Grief expert David Kessler says that when a loved one dies, a part of us dies with them, and a part of them lives on in us. Certainly, after 35 years with Tom, the person I am today has been strongly influenced by our relationship, and by Tom himself. He lives on in me in the music documentaries I still watch, my affinity for the Rolling Stones, my respect for hard work and a well-played guitar, among other things.
And now I know he also lives on in my here, now, close neuronal activity. Which is nice, but not as nice as the idea that he is out there, somewhere, living in what my late brother, Oliver, called the “parallel universe”—which is the belief I tentatively hold. I’m told it relates to quantum physics, but that just cramps my brain. I don’t understand it, so I stick with the squishier “belief.”

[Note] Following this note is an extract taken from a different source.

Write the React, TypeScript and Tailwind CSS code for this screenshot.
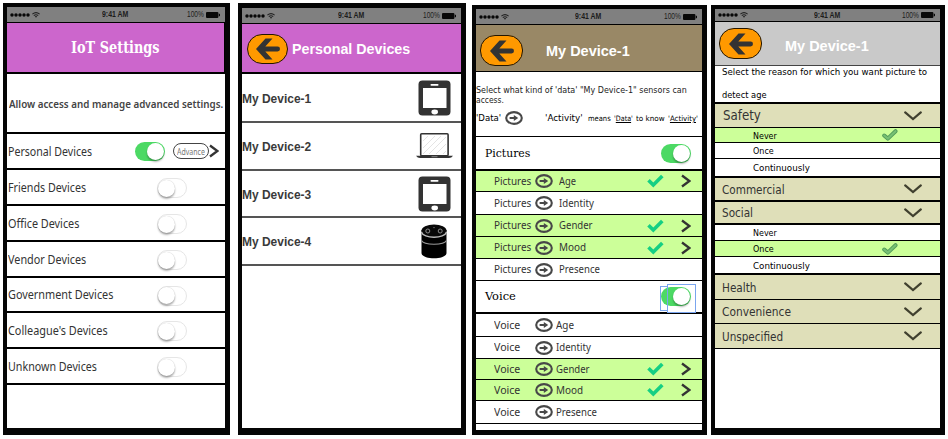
import { useLayoutEffect, useRef, useState } from 'react';
import type { ReactNode } from 'react';

const SANS = "font-['Noto_Sans',sans-serif]";
const ARIAL = "font-['Liberation_Sans',sans-serif]";
const DEJAVU = "font-['DejaVu_Sans_Condensed','DejaVu_Sans',sans-serif]";
const SERIF = "font-['DejaVu_Serif_Condensed','DejaVu_Serif',serif]";
const NARROW_SERIF = "font-['DejaVu_Serif',serif]";

/** A single line of text condensed or widened to a given width. */
function Fit({ w, className = '', children }: { w: number; className?: string; children: ReactNode }) {
  const ref = useRef<HTMLSpanElement>(null);
  const [scale, setScale] = useState(1);
  useLayoutEffect(() => {
    if (ref.current) setScale(w / ref.current.offsetWidth);
  }, [w]);
  return (
    <span className={`block shrink-0 ${className}`} style={{ width: w }}>
      <span ref={ref} className="inline-block origin-left whitespace-nowrap" style={{ transform: `scaleX(${scale})` }}>
        {children}
      </span>
    </span>
  );
}

function StatusBar({ className }: { className: string }) {
  return (
    <div className={`grid shrink-0 grid-cols-[1fr_auto_1fr] items-center border-b border-black bg-[#808080] pr-[5px] pl-[3px] text-[8.5px] leading-none text-[#1c1c1c] ${ARIAL} ${className}`}>
      <div className="flex items-center gap-[2px]">
        <svg width="20" height="4" viewBox="0 0 20 4" fill="#080808">
          <circle cx="2" cy="2" r="1.75" />
          <circle cx="6" cy="2" r="1.75" />
          <circle cx="10" cy="2" r="1.75" />
          <circle cx="14" cy="2" r="1.75" />
          <circle cx="18" cy="2" r="1.75" />
        </svg>
        <svg width="8" height="6" viewBox="0 0 8 6" fill="none" stroke="#222" strokeWidth="1.1">
          <path d="M.4 2.1Q4-.9 7.6 2.1M1.8 3.6Q4 1.8 6.2 3.6" />
          <path d="M2.8 4.3L4 5.8L5.2 4.3Q4 3.5 2.8 4.3Z" fill="#222" stroke="none" />
        </svg>
      </div>
      <Fit w={26} className="font-bold">9:41 AM</Fit>
      <div className="flex items-center justify-end gap-[2px]">
        <Fit w={17}>100%</Fit>
        <svg width="14" height="6" viewBox="0 0 14 6" fill="#080808">
          <rect width="12.4" height="6" rx="1" />
          <rect x="12.8" y="1.8" width="1.2" height="2.4" />
        </svg>
      </div>
    </div>
  );
}

function Toggle({ on }: { on?: boolean }) {
  return on ? (
    <div className="flex h-[19px] w-[30px] shrink-0 items-center justify-end rounded-full bg-[#4cd964]">
      <div className="mr-[1px] size-[17px] rounded-full bg-white shadow-[0_2px_2px_rgba(0,0,0,0.3)]" />
    </div>
  ) : (
    <div className="flex h-[20px] w-[30px] shrink-0 items-center rounded-full border border-[#e6e6e6] bg-white">
      <div className="size-[17px] rounded-full bg-white shadow-[0_2px_2px_rgba(0,0,0,0.3),0_0_1px_rgba(0,0,0,0.25)]" />
    </div>
  );
}

function BackButton({ className = '' }: { className?: string }) {
  return (
    <div className={`flex shrink-0 items-center justify-center rounded-[15px] border border-[#241600] bg-[#ff9900] ${className}`}>
      <svg width="26" height="22" viewBox="0 0 26 22" fill="#333">
        <path d="M10.500 .5H17.500L10.300 8.600H22.600A2.400 2.400 0 0 1 22.600 13.400H10.300L17.500 21.500H10.500L1 11Z" />
      </svg>
    </div>
  );
}

function ArrowRing() {
  return (
    <svg className="shrink-0" width="18" height="14" viewBox="0 0 18 14" fill="none" stroke="#484848">
      <ellipse cx="9" cy="7" rx="7.8" ry="5.9" strokeWidth="2.1" />
      <path d="M4.6 7H10.500" strokeWidth="2" />
      <path d="M8.800 4L13.200 7L8.800 10Z" fill="#484848" stroke="none" />
    </svg>
  );
}

function ChevronRight({ className = '' }: { className?: string }) {
  return (
    <svg className={`shrink-0 ${className}`} width="10" height="14" viewBox="0 0 10 14" fill="none" stroke="#333" strokeWidth="2.3">
      <path d="M1 1.5L8.4 7L1 12.5" />
    </svg>
  );
}

function ChevronDown() {
  return (
    <svg className="shrink-0" width="18" height="10" viewBox="0 0 18 10" fill="none" stroke="#40402f" strokeWidth="2.2" strokeLinecap="round">
      <path d="M1.2 1.4L9 8L16.8 1.4" />
    </svg>
  );
}

/* ---------- Settings ---------- */

const groups = [
  { name: 'Friends Devices', w: 78, h: 'h-[36px]' },
  { name: 'Office Devices', w: 71, h: 'h-[36px]' },
  { name: 'Vendor Devices', w: 78, h: 'h-[36px]' },
  { name: 'Government Devices', w: 105, h: 'h-[35px]' },
  { name: "Colleague's Devices", w: 100, h: 'h-[36px]' },
  { name: 'Unknown Devices', w: 89, h: 'h-[36px]' },
];

function SettingsPhone() {
  return (
    <section className="mt-[3px] flex h-[432px] w-[227px] shrink-0 flex-col border-t-4 border-r-5 border-b-[7px] border-l-4 border-[#050505] bg-white">
      <StatusBar className="h-4" />
      <header className={`flex h-[51px] shrink-0 items-center justify-center border-r border-b-2 border-black bg-[#cc66cc] pt-[2px] text-[16.5px] leading-none font-bold text-white ${NARROW_SERIF}`}>
        <Fit w={89}>IoT Settings</Fit>
      </header>
      <div className={`flex h-[60px] shrink-0 items-center border-b-2 border-black pt-[2px] pl-[2px] text-[11.5px] leading-none font-semibold text-[#444] ${SANS}`}>
        <Fit w={214}>Allow access and manage advanced settings.</Fit>
      </div>
      <div className={`flex h-[36px] shrink-0 items-center border-b-2 border-black pl-[1px] text-[12.5px] leading-none text-[#333] ${SANS}`}>
        <Fit w={84} className="pt-[2px]">Personal Devices</Fit>
        <div className="ml-[43px] pt-[1px]"><Toggle on /></div>
        <div className="ml-[8px] flex h-[16px] w-[36px] items-center justify-center rounded-full border-[1.5px] border-[#444] text-[9px] text-[#777]">
          <Fit w={28}>Advance</Fit>
        </div>
        <ChevronRight />
      </div>
      {groups.map((g) => (
        <div key={g.name} className={`flex shrink-0 items-center justify-between border-b-2 border-black pr-[38px] pl-[1px] text-[12.5px] leading-none text-[#333] ${SANS} ${g.h}`}>
          <Fit w={g.w} className="pt-[2px]">{g.name}</Fit>
          <div className="pt-[2px]"><Toggle /></div>
        </div>
      ))}
    </section>
  );
}

/* ---------- Personal devices ---------- */

function TabletIcon() {
  return (
    <svg width="33" height="36" viewBox="0 0 33 36">
      <rect x=".5" y=".5" width="32" height="35" rx="4" fill="#333" />
      <rect x="5" y="8" width="23.5" height="20" fill="#fff" />
      <rect x="12.5" y="4" width="8" height="1.7" rx=".8" fill="#fff" />
      <ellipse cx="16.7" cy="32" rx="3.3" ry="2.4" fill="#fff" />
    </svg>
  );
}

function LaptopIcon() {
  return (
    <svg width="37" height="26" viewBox="0 0 37 26">
      <rect x="4.7" y=".8" width="27.4" height="22" rx="1" fill="#fff" stroke="#333" strokeWidth="1.6" />
      <path d="M7 8L12 3M7 15L19 3M7 21L25 3M13 21L30 4M20 21L30 11M27 21L30 18" stroke="#ddd" strokeWidth=".8" />
      <path d="M0 22.7H37Q35.5 25 33 25H4Q1.500 25 0 22.700Z" fill="#333" />
      <rect x="15.500" y="23.200" width="6" height="1" fill="#888" />
    </svg>
  );
}

function SpeakerIcon() {
  return (
    <svg width="26" height="35" viewBox="0 0 26 35">
      <path d="M.5 6V29C.5 36 25.500 36 25.500 29V6Z" fill="#000" />
      <ellipse cx="13" cy="6.800" rx="12.500" ry="6.300" fill="#080808" />
      <path d="M.5 8C2 15 24 15 25.500 8" fill="none" stroke="#bbb" strokeWidth="1.300" />
      <path d="M.5 16.500C3 21.500 23 21.500 25.500 16.500" fill="none" stroke="#999" strokeWidth="1.100" />
      <circle cx="6.800" cy="7" r="2" fill="none" stroke="#999" strokeWidth=".9" />
      <circle cx="19.200" cy="7" r="2" fill="none" stroke="#999" strokeWidth=".9" />
      <circle cx="13" cy="3.600" r=".7" fill="#888" />
    </svg>
  );
}

const devices = [
  { name: 'My Device-1', icon: <TabletIcon />, h: 'h-[49px]', pad: 'pr-[10px]' },
  { name: 'My Device-2', icon: <LaptopIcon />, h: 'h-[48px]', pad: 'pr-[8px]' },
  { name: 'My Device-3', icon: <TabletIcon />, h: 'h-[47px]', pad: 'pr-[10px]' },
  { name: 'My Device-4', icon: <SpeakerIcon />, h: 'h-[48px]', pad: 'pr-[14px]' },
];

function DevicesPhone() {
  return (
    <section className={`mt-[3px] ml-2 flex h-[432px] w-[228px] shrink-0 flex-col border-t-5 border-r-5 border-b-[7px] border-l-4 border-[#050505] bg-white ${ARIAL}`}>
      <StatusBar className="h-4" />
      <header className="flex h-[50px] shrink-0 items-center border-b-2 border-black bg-[#cc66cc] pl-[5px] text-[15px] leading-none font-bold text-white">
        <BackButton className="mt-[2px] h-[30px] w-[41px]" />
        <Fit w={118} className="ml-[4px] pt-[1px]">Personal Devices</Fit>
      </header>
      {devices.map((d) => (
        <div key={d.name} className={`flex shrink-0 items-center justify-between border-b-2 border-[#555] text-[12.5px] leading-none font-bold text-[#3a3a3a] ${d.h} ${d.pad}`}>
          <Fit w={69} className="pt-[3px]">{d.name}</Fit>
          {d.icon}
        </div>
      ))}
    </section>
  );
}

/* ---------- Data kinds ---------- */

type Kind = { name: string; w: number; on?: boolean; h: string };

const pictureKinds: Kind[] = [
  { name: 'Age', w: 17, on: true, h: 'h-[21px]' },
  { name: 'Identity', w: 35, h: 'h-[23px]' },
  { name: 'Gender', w: 34, on: true, h: 'h-[22px]' },
  { name: 'Mood', w: 27, on: true, h: 'h-[22px]' },
  { name: 'Presence', w: 41, h: 'h-[22px]' },
];

const voiceKinds: Kind[] = [
  { name: 'Age', w: 18, h: 'h-[23px]' },
  { name: 'Identity', w: 35, h: 'h-[22px]' },
  { name: 'Gender', w: 34, on: true, h: 'h-[21px]' },
  { name: 'Mood', w: 27, on: true, h: 'h-[21px]' },
  { name: 'Presence', w: 41, h: 'h-[23px]' },
];

function KindRow({ source, sourceW, kind, gap }: { source: string; sourceW: number; kind: Kind; gap: string }) {
  return (
    <div className={`flex shrink-0 items-center border-b border-black pl-[18px] text-[11px] leading-none text-[#333] ${SANS} ${kind.h} ${kind.on ? 'bg-[#ccff99]' : 'bg-white'}`}>
      <div className="w-[41px] pb-[2px]"><Fit w={sourceW}>{source}</Fit></div>
      <ArrowRing />
      <Fit w={kind.w} className={`pb-[2px] ${gap}`}>{kind.name}</Fit>
      {kind.on && (
        <div className="ml-auto flex items-center pr-[11px]">
          <svg width="17" height="14" viewBox="0 0 17 14" fill="none" stroke="#15cf84" strokeWidth="3.6">
            <path d="M1.500 6.200L6.300 11L15.300 2" />
          </svg>
          <ChevronRight className="ml-[17px]" />
        </div>
      )}
    </div>
  );
}

function DataPhone() {
  return (
    <section className="mt-[5px] ml-[6px] flex h-[430px] w-[235px] shrink-0 flex-col border-t-4 border-r-5 border-b-5 border-l-4 border-[#050505] bg-white">
      <StatusBar className="h-4" />
      <header className={`flex h-[47px] shrink-0 items-center border-b border-black bg-[#998866] pl-[4px] text-[15px] leading-none font-bold text-white ${ARIAL}`}>
        <BackButton className="mt-[5px] h-[31px] w-[43px]" />
        <Fit w={84} className="ml-[23px] pt-[4px]">My Device-1</Fit>
      </header>
      <div className={`h-[65px] shrink-0 border-b border-black pt-[13px] text-[9px] leading-[10px] text-[#222] ${DEJAVU}`}>
        <Fit w={211}>Select what kind of 'data' "My Device-1" sensors can</Fit>
        <Fit w={28}>access.</Fit>
        <div className="mt-[6px] flex items-center text-[9.5px] text-black">
          <Fit w={25}>'Data'</Fit>
          <div className="ml-[4px]"><ArrowRing /></div>
          <Fit w={38} className="ml-[22px]">'Activity'</Fit>
          <div className="ml-[5px] flex gap-[3px] pt-[2px] text-[7.5px]">
            <Fit w={23}>means</Fit>
            <Fit w={19}>'<u>Data</u>'</Fit>
            <Fit w={29}>to know</Fit>
            <Fit w={30}>'<u>Activity</u>'</Fit>
          </div>
        </div>
      </div>
      <div className={`flex h-[34px] shrink-0 items-center justify-between border-b-2 border-black pr-[11px] pl-[9px] text-[11.5px] leading-none text-black ${SERIF}`}>
        <Fit w={45} className="pt-[2px]">Pictures</Fit>
        <Toggle on />
      </div>
      {pictureKinds.map((k) => (
        <KindRow key={k.name} source="Pictures" sourceW={37} kind={k} gap="ml-[6px]" />
      ))}
      <div className={`relative flex h-[33px] shrink-0 items-center justify-between border-b-2 border-black pr-[11px] pl-[9px] text-[11.5px] leading-none text-black ${SERIF}`}>
        <Fit w={31}>Voice</Fit>
        <Toggle on />
        <div className="absolute top-[5px] right-[34px] h-[25px] w-[8px] border border-r-0 border-[#7aa5ee]" />
        <div className="absolute top-[3px] right-[6px] h-[29px] w-[29px] border border-[#7aa5ee]" />
      </div>
      {voiceKinds.map((k) => (
        <KindRow key={k.name} source="Voice" sourceW={26} kind={k} gap="ml-[3px]" />
      ))}
    </section>
  );
}

/* ---------- Reasons ---------- */

function Category({ name, w, className }: { name: string; w: number; className: string }) {
  return (
    <div className={`flex shrink-0 items-center justify-between border-black bg-[#dfdfb9] pr-[18px] leading-none text-[#333] ${DEJAVU} ${className}`}>
      <Fit w={w} className="pt-[1px]">{name}</Fit>
      <ChevronDown />
    </div>
  );
}

function Frequency({ name, w, on, className }: { name: string; w: number; on?: boolean; className: string }) {
  return (
    <div className={`flex shrink-0 items-center justify-between border-black pr-[42px] pl-[38px] text-[8.5px] leading-none text-black ${DEJAVU} ${on ? 'bg-[#ccff99]' : 'bg-white'} ${className}`}>
      <Fit w={w} className="pt-[2px]">{name}</Fit>
      {on && (
        <svg width="16" height="12" viewBox="0 0 16 12" fill="none" strokeLinecap="round" strokeLinejoin="round">
          <path d="M2.200 6.500L5.800 9.600L13.500 2.200" stroke="#519a58" strokeWidth="4" />
          <path d="M2.200 6.500L5.800 9.600L13.500 2.200" stroke="#77c074" strokeWidth="2.200" />
        </svg>
      )}
    </div>
  );
}

function ReasonPhone() {
  return (
    <section className="mt-[5px] ml-1 flex h-[430px] w-[234px] shrink-0 flex-col border-t-4 border-r-5 border-b-[7px] border-l-4 border-[#050505] bg-white">
      <StatusBar className="h-[13px]" />
      <header className={`flex h-[44px] shrink-0 items-center border-b border-[#444] bg-[#c9c9c9] pl-[4px] text-[15px] leading-none font-bold text-white ${ARIAL}`}>
        <BackButton className="h-[31px] w-[43px]" />
        <Fit w={84} className="ml-[23px] pt-[3px]">My Device-1</Fit>
      </header>
      <div className={`flex h-[38px] shrink-0 flex-col gap-[11px] border-b-2 border-black pl-[7px] text-[9px] leading-[12px] text-black ${DEJAVU}`}>
        <Fit w={205}>Select the reason for which you want picture to</Fit>
        <Fit w={45}>detect age</Fit>
      </div>
      <Category name="Safety" w={38} className="h-[24px] border-b pl-[8px] text-[13.5px]" />
      <Frequency name="Never" w={24} on className="h-[15px] border-b" />
      <Frequency name="Once" w={21} className="h-[16px] border-b" />
      <Frequency name="Continuously" w={57} className="h-[19px] border-b-2" />
      <Category name="Commercial" w={63} className="h-[24px] border-b-2 pl-[7px] text-[12px]" />
      <Category name="Social" w={31} className="h-[23px] border-b-2 pl-[7px] text-[12px]" />
      <Frequency name="Never" w={24} className="h-[16px] border-b" />
      <Frequency name="Once" w={21} on className="h-[16px] border-b" />
      <Frequency name="Continuously" w={57} className="h-[18px] border-b-2" />
      <Category name="Health" w={34} className="h-[25px] border-b pl-[7px] text-[12px]" />
      <Category name="Convenience" w={69} className="h-[24px] border-b pl-[7px] text-[12px]" />
      <Category name="Unspecified" w={61} className="h-[25px] border-b pl-[7px] text-[12px]" />
    </section>
  );
}

export default function App() {
  return (
    <main className="flex h-[439px] w-[948px] items-start overflow-hidden bg-white pl-[3px]">
      <SettingsPhone />
      <DevicesPhone />
      <DataPhone />
      <ReasonPhone />
    </main>
  );
}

There’s a lot we still don’t know about the brain, and we are even more clueless about what happens after death. With this new research in a new field I don’t yet feel compelled to abandon my beliefs. Here, now, close neural activity in the bereaved research subjects was triggered in the MRI by words paired with photographs of the late loved ones. In other words, the here, now, close neurons reacted to an external event—a reminder of the loved one.
But what about the feeling that sometimes comes over us at random moments, without an obvious, triggering event? Is it also possible that those neurons are triggered because our loved one is, in fact, here, now, and close? Sure, there’s an argument against that—a subliminal trigger, beyond our consciousness.
Shame, stigma, and lost credibility
Do I sound ridiculous? I know. These things are uncomfortable to discuss, and we risk credibility when we do. In his fascinating book, Visions, Trips, and Crowded Rooms, Kessler writes that when people who work closely with the dying—psychologists, nurses, hospice workers—talk among themselves, away from the judgment of others, they will speak about the consistent behaviors they witness as people prepare to pass from our world. Dying people frequently have visions of loved ones who have passed; or a strong conviction that they are about to take a trip; or their rooms suddenly become crowded with visions of the deceased. These specific experiences are witnessed over and over, but discussion of this is done privately, in hushed tones—and in Kessler's book, which is a collection of interviews.
I know that for many people, neuroscience is a more logical and comfortable explanation of otherworldly phenomena than otherworldly explanations are. And certainly the here, now close research adds a new facet to my beliefs. But so far, for me, the two theories are not mutually exclusive, and so I will hold both in my thinking and wait and see. We’ll all learn the answer someday.